The mining law adopted by the Norwegian Parliament last week has spurred major reactions in the Sami Parliament. The elected Sami body has long demanded that the law opens for a special mining fee, which is to compensate affected Sami communities.
The Norwegian government and parliament wanted it otherwise, however, and adopted the law without including the Sami demands.
The Sami Parliament does not intend to accept the new legislation. Parliament President Egil Olli now says that the Sami Parliament in any case will collect the fee from the mining companies.
-The time when it was possible to come and exploit our values and leave only waste is past, President Olli says to NRK. –If one is to exploit the mineral resources, one has to create benefits for the local population and the people in Sami areas, he adds.
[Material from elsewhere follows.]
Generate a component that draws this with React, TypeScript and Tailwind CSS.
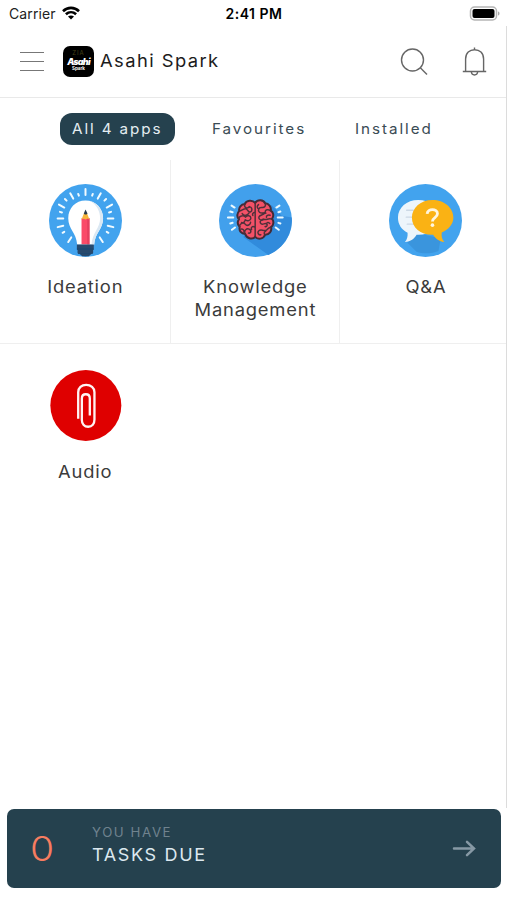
const IdeationIcon = () => (
  <svg className="h-[73px] w-[73px]" viewBox="27 27 220 220">
    <circle cx="137" cy="137" r="110" fill="#42a3ee" />
    <g stroke="#f2fbff" strokeWidth="6" strokeLinecap="round">
      <path d="M137 42v18M91 55l9 16M183 55l-9 16M115 57l2 5M159 57l-2 5M57 89l16 9M217 89l-16 9M75 72l5 5M199 72l-5 5M60 111l6 2M214 111l-6 2M53 131h17M221 131h-17M53 157l17-4M221 157l-17-4M68 174l5-3M206 174l-5-3M85 202l9-14M189 202l-9-14" />
    </g>
    <path d="M137 77c-30 0-52 23-52 53 0 33 24 42 27 80h51c3-38 27-47 27-80 0-30-23-53-53-53z" fill="#fff" />
    <path d="M152 79c23 7 38 27 38 51 0 33-24 42-27 80h-8c3-38 26-50 26-80 0-21-11-41-29-51z" fill="#dbe8f3" />
    <path d="M125 130h24v79h-24z" fill="#fa4b68" />
    <path d="M142 130h7v79h-7z" fill="#e5405f" />
    <path d="M125 134l8-20h8l8 20-6-3-6 3-6-3z" fill="#f6b53c" />
    <path d="M132 116l5-12 6 12-3 3h-5z" fill="#263b4f" />
    <path d="M111 209h51v12h-51zM113 225h47v10h-47zM119 237h36l-8 8h-20z" fill="#27496d" />
    <path d="M111 221h51v4h-51zM114 235h45v2h-45z" fill="#163150" />
  </svg>
)

const BrainIcon = () => (
  <svg className="h-[73px] w-[73px]" viewBox="27 27 220 220">
    <circle cx="137" cy="137" r="110" fill="#42a0ec" />
    <path d="M185 90l31 33 30 5c4 49-27 95-70 113l-76-54z" fill="#318bdc" />
    <g stroke="#edfaff" strokeWidth="6" strokeLinecap="round">
      <path d="M65 92l9 6M61 110l7 2M54 128h16M61 146l7-2M66 165l9-7M209 92l-9 6M212 110l-6 2M219 128h-15M212 146l-6-2M207 165l-9-7" />
    </g>
    <path
      d="M136 84c-8-10-27-8-31 3-12 1-19 11-17 21-7 7-8 18-1 25-5 8-4 17 2 23-2 12 5 21 17 22 5 15 24 17 30 8 7 9 25 8 30-6 13 0 21-11 18-23 8-6 9-18 3-25 6-9 4-20-4-25 2-12-6-21-17-22-5-11-23-12-30-1z"
      fill="#f35167"
      stroke="#442b37"
      strokeWidth="6"
    />
    <g fill="none" stroke="#50303a" strokeWidth="4.500" strokeLinecap="round" strokeLinejoin="round">
      <path d="M136 84v102M105 87c-4 12 8 16 13 8M88 108c9 1 13-8 20-6s7 12 14 9 4-18-4-14M87 133c-1-11 15-13 20-6 5-7 16-5 16 3s-12 10-17 5M89 156c-1-10 12-15 17-8 6 8 17 1 16-6M106 178c-5-10 4-19 12-15 8 4 5 14-2 12M97 116c5 9 16 6 20-1M95 143c5 2 8 0 10-5M93 163c6-1 11 3 9 9M136 112c-7 0-9 6-7 10M136 158c-9-6-13 0-11 6" />
      <path d="M166 85c4 8-2 14-10 13-10-1-13 9-7 14 6 6 14-1 19 3M183 108c-8-6-17-4-17 4 0 9-17 6-19 15-1 8 9 12 15 6M187 133c-11-5-16 3-22 1-8-3-17 5-13 11 5 8 13-2 18 2 5 3 1 10-4 8M184 157c-10 0-10 9-17 10-9 1-14-5-20 1-6 5-1 14 6 12M166 180c-5-3-3-9 2-11M181 121c-6-2-12 1-11 6M146 89c-4 3-5 8-2 11M180 146c-3-4-7-4-9-1" />
    </g>
  </svg>
)

const QuestionIcon = () => (
  <svg className="h-[73px] w-[73px]" viewBox="27 27 220 220">
    <circle cx="137" cy="137" r="110" fill="#42a3ee" />
    <path d="M82 203l35-27 66 15-7 38c-11 5-24 7-37 7-10 0-20-1-29-5z" fill="#3a95dd" />
    <path d="M115 75c-35 0-61 23-61 53 0 21 11 37 29 46 1 12-2 21-8 28 18-2 28-10 35-22 37 3 66-21 66-52 0-30-26-53-61-53z" fill="#edf5fb" />
    <path d="M80 106h20M79 127h19M82 148h21" stroke="#cbd8e5" strokeWidth="4" strokeLinecap="round" />
    <path d="M158 75c-35 0-62 23-62 53 0 32 29 54 64 52 8 13 18 20 34 22-7-8-10-18-8-29 21-9 35-25 35-45 0-30-28-53-63-53z" fill="#fab214" />
    <path d="M142 117c1-17 31-17 31 0 0 12-15 11-15 23" fill="none" stroke="#fff6df" strokeWidth="8.500" />
    <circle cx="158" cy="151" r="5.500" fill="#fff6df" />
  </svg>
)

const AudioIcon = () => (
  <svg className="h-[73px] w-[73px]" viewBox="27 27 220 220">
    <circle cx="138" cy="137" r="107" fill="#df0000" />
    <path
      d="M115 177V97c0-13 10-22 24-22s25 9 25 22v82c0 13-7 22-19 22-11 0-19-8-19-20v-65c0-9 5-13 12-13s12 4 12 13v51"
      fill="none"
      stroke="#fff3f3"
      strokeWidth="7"
    />
  </svg>
)

const StatusBar = () => (
  <div className="flex h-[26px] items-center justify-between pt-[1px] pr-[7px] pl-[9px] text-[14px] text-black">
    <div className="flex w-[150px] items-center gap-[6px]">
      <span className="tracking-[0.100px] text-[#222]">Carrier</span>
      <svg className="mb-[2px] h-[14px] w-[18px]" viewBox="0 0 18 14">
        <g fill="none" stroke="#000" strokeWidth="2.600">
          <path d="M1 5.200c4.600-4.400 11.400-4.400 16 0M3.900 8.300c3-2.800 7.200-2.800 10.200 0" />
        </g>
        <path d="M6 10.500c1.800-1.500 4.200-1.500 6 0l-3 3z" />
      </svg>
    </div>
    <span className="-ml-[1px] text-[14px] font-semibold tracking-[0.500px]">2:41 PM</span>
    <div className="flex w-[150px] justify-end">
      <svg className="mb-[1px] h-[15px] w-[31px]" viewBox="0 0 31 15">
        <rect x="1.500" y="1" width="26" height="13" rx="4" fill="#fff" stroke="#b5b5b5" strokeWidth="1.500" />
        <rect x="3.500" y="3" width="22" height="9" rx="2" />
        <path d="M29 5.500c2 .5 2 3.500 0 4z" fill="#aaa" />
      </svg>
    </div>
  </div>
)

const Header = () => (
  <div className="flex h-[72px] items-center border-b border-[#e9e9e9] pl-5">
    <button className="flex w-6 flex-col gap-[7.500px]">
      <span className="h-[1.500px] w-6 bg-[#777]" />
      <span className="h-[1.500px] w-6 bg-[#777]" />
      <span className="h-[1.500px] w-6 bg-[#777]" />
    </button>
    <div className="ml-[19px] flex h-[31px] w-[31px] flex-col items-center rounded-[7px] bg-black pt-[4px] text-white">
      <span className="text-[6px] leading-[6px] tracking-[1px] text-[#454016]">ZIA</span>
      <span className="mt-[1px] text-[9px] leading-[9px] font-black tracking-[-0.800px] italic">Asahi</span>
      <span className="text-[4.500px] leading-[6px] font-bold">Spark</span>
    </div>
    <h1 className="ml-[6px] origin-left scale-x-105 text-[17.500px] tracking-[1.350px] text-[#1c1c1c]">Asahi Spark</h1>
    <div className="ml-auto flex items-center gap-[34px] pr-[20px]">
      <svg className="h-[28px] w-[28px]" viewBox="0 0 28 28" fill="none" stroke="#666" strokeWidth="1.400">
        <circle cx="12.500" cy="12" r="11" />
        <path d="M20.300 19.800l6.700 6.700" />
      </svg>
      <svg className="h-[29px] w-[25px]" viewBox="0 0 25 29" fill="none" stroke="#666" strokeWidth="1.400">
        <path d="M.8 24.500h23.400M3.600 24.500V12c0-6 4-9.300 9-9.300s9 3.300 9 9.300v12.500M12.500.5v2.200M9.300 25c.6 4 5.800 4 6.400 0" />
      </svg>
    </div>
  </div>
)

const App = () => {
  return (
    <div className="relative flex h-[900px] w-[507px] flex-col overflow-hidden bg-white font-['Inter',sans-serif]">
      <StatusBar />
      <Header />
      <div className="flex h-[62px] items-center pl-[60px] text-[14.500px] text-[#3a4c55]">
        <button className="h-8 w-[115px] rounded-[12px] bg-[#25414e] pl-3 text-left whitespace-nowrap text-[#e4edf1]">
          <span className="block origin-left scale-x-105 tracking-[1.800px]">All 4 apps</span>
        </button>
        <button className="ml-[37px] w-[143px] origin-left scale-x-105 text-left tracking-[1.850px]">Favourites</button>
        <button className="origin-left scale-x-105 text-left tracking-[1.850px]">Installed</button>
      </div>
      <div className="grid grid-cols-[171px_169px_171px] text-center text-[17px] leading-[23px] tracking-[0.750px] text-[#3b3b3b]">
        <div className="flex h-[184px] flex-col items-center border-r border-b border-[#efefef] pt-6">
          <IdeationIcon />
          <p className="mt-[19px] scale-x-108">Ideation</p>
        </div>
        <div className="flex h-[184px] flex-col items-center border-r border-b border-[#efefef] pt-6">
          <BrainIcon />
          <p className="mt-[19px] scale-x-108">Knowledge<br />Management</p>
        </div>
        <div className="flex h-[184px] flex-col items-center border-b border-[#efefef] pt-6">
          <QuestionIcon />
          <p className="mt-[19px] scale-x-108">Q&amp;A</p>
        </div>
        <div className="flex flex-col items-center pt-[25px]">
          <AudioIcon />
          <p className="mt-[19px] scale-x-108">Audio</p>
        </div>
      </div>
      <div className="mx-[7px] mt-auto mr-[6px] mb-3 flex h-[79px] items-center rounded-[7px] bg-[#25414e]">
        <span className="ml-[23px] w-[62px] origin-left scale-x-115 text-[34px] font-light text-[#f77c60]">0</span>
        <div className="origin-left scale-x-106">
          <p className="text-[12.500px] leading-[16px] tracking-[1.500px] text-[#70838e]">YOU HAVE</p>
          <p className="mt-[2px] mb-[5px] text-[17px] leading-[24px] tracking-[1.550px] text-[#dce8ef]">TASKS DUE</p>
        </div>
        <svg className="mr-[25px] ml-auto h-[17px] w-[24px]" viewBox="0 0 24 17" fill="none" stroke="#8799a5" strokeWidth="2.500" strokeLinecap="round">
          <path d="M2 8.500h20M15 1.800l7 6.700-7 6.700" />
        </svg>
      </div>
      {/* right edge line */}
      <div className="absolute top-[26px] right-0 h-[782px] w-px bg-[#dcdcdc]" />
    </div>
  )
}

export default App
Meanwhile, both legislators and cabinet ministers in Oslo react to what is perceived as Sami disobedience with national legislation.
Helga Pedersen, Minister of Fisheries and Coastal Affairs, says the Sami Parliament will have to abide to the legislation adopted in Oslo.
-The Sami Parliament has no right neither to demand negotiations with the mining companies, nor to collect taxes from them, she underlines to NRK. She stresses that the Sami Parliament will have to act within the frames of the powers granted by the legislators in Oslo.
Ms Pedersen, who is also deputy leader in the powerful Labour Party, argues that the new mineral law does sufficiently well protect Sami communities from exploitation by mining companies.
Over the last years, Sami power in the northernmost Finnmark County has got a boost from the Finnmark Act. That law grants the Sami Parliament a high level of control over land issues in Arctic Norway.